その後も、このカビが関係していると思われる死亡例が世界各地で報告されています。1970年代には、ポーランドで王族の墓を発掘していた科学者12人のうち10人が、調査後まもなく命を落としました。墓の内部からは、やはりアスペルギルス・フラバスが検出されたのです。この黄色い胞子を放つカビは、いまや“ファラオの呪いの正体”として認識されています。
毒から薬へ:カビから生まれたがん治療薬
そんな“死のカビ”が、一転してがんを倒す武器として脚光を浴びることになりました。ペンシルベニア大学の研究チームは、アスペルギルス・フラバスから取り出した化学物質に注目し、「リップス(RiPPs)」と呼ばれる特殊なペプチド分子を発見しました。このペプチドは細胞内のタンパク質工場であるリボソームによって作られ、化学的に手を加えることで性質を変えることができます。

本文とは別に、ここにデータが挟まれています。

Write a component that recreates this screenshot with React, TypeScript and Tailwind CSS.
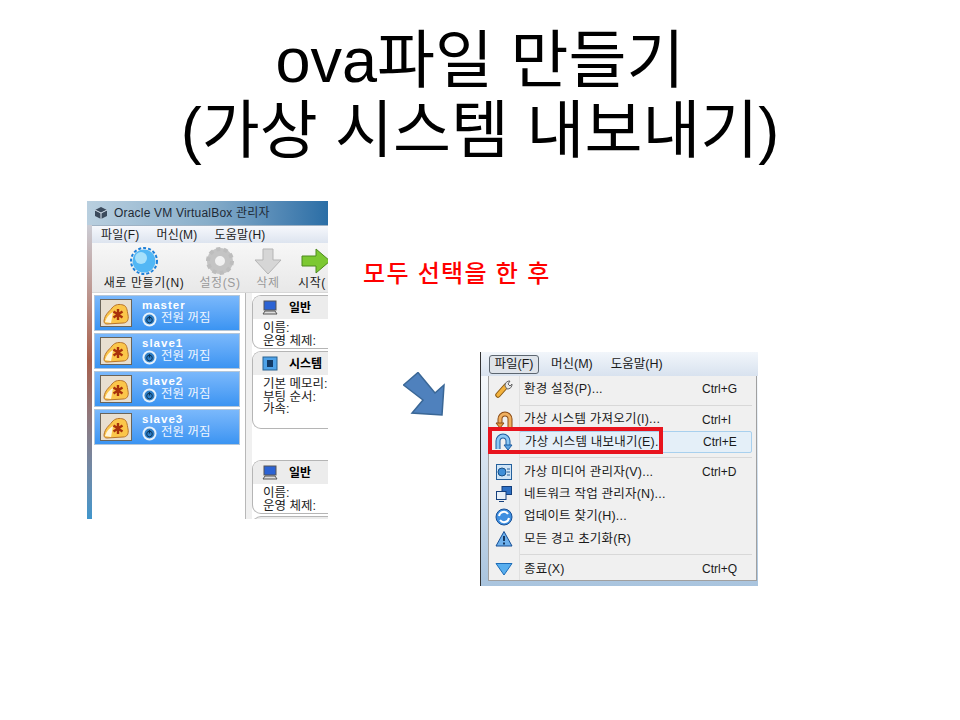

チームはこのペプチドを人工的に改変し、白血病のがん細胞に対する働きを実験しました。その結果、4種類の新しい分子のうち2つが強い抗がん作用を示し、これらは「アスペリジマイシン(asperigimycins)」と名付けられました。
さらに、アスペリジマイシンに脂質を結合させた変異体を作成し、薬の効果を高めることに成功しました。この新しい化合物は、白血病の標準治療薬である「シタラビン」や「ダウノルビシン」と同等の効果を示しました。
研究者たちは、アスペリジマイシンががん細胞の細胞分裂を止める力があることも発見しました。この薬は、がん細胞の分裂装置である微小管の形成を妨げ、がんの増殖を食い止める作用があります。特筆すべきは、この薬が白血病細胞に対してだけ強く働き、他の正常細胞や細菌にはほとんど影響を与えない点です。
現在、研究チームは動物実験への移行を準備しており、将来的には人間への臨床試験を目指しています。かつて「呪い」として恐れられてきた古代のカビが、最先端の医療を切り開く手がかりになるという、科学によるドラマが現実のものとなりつつあります。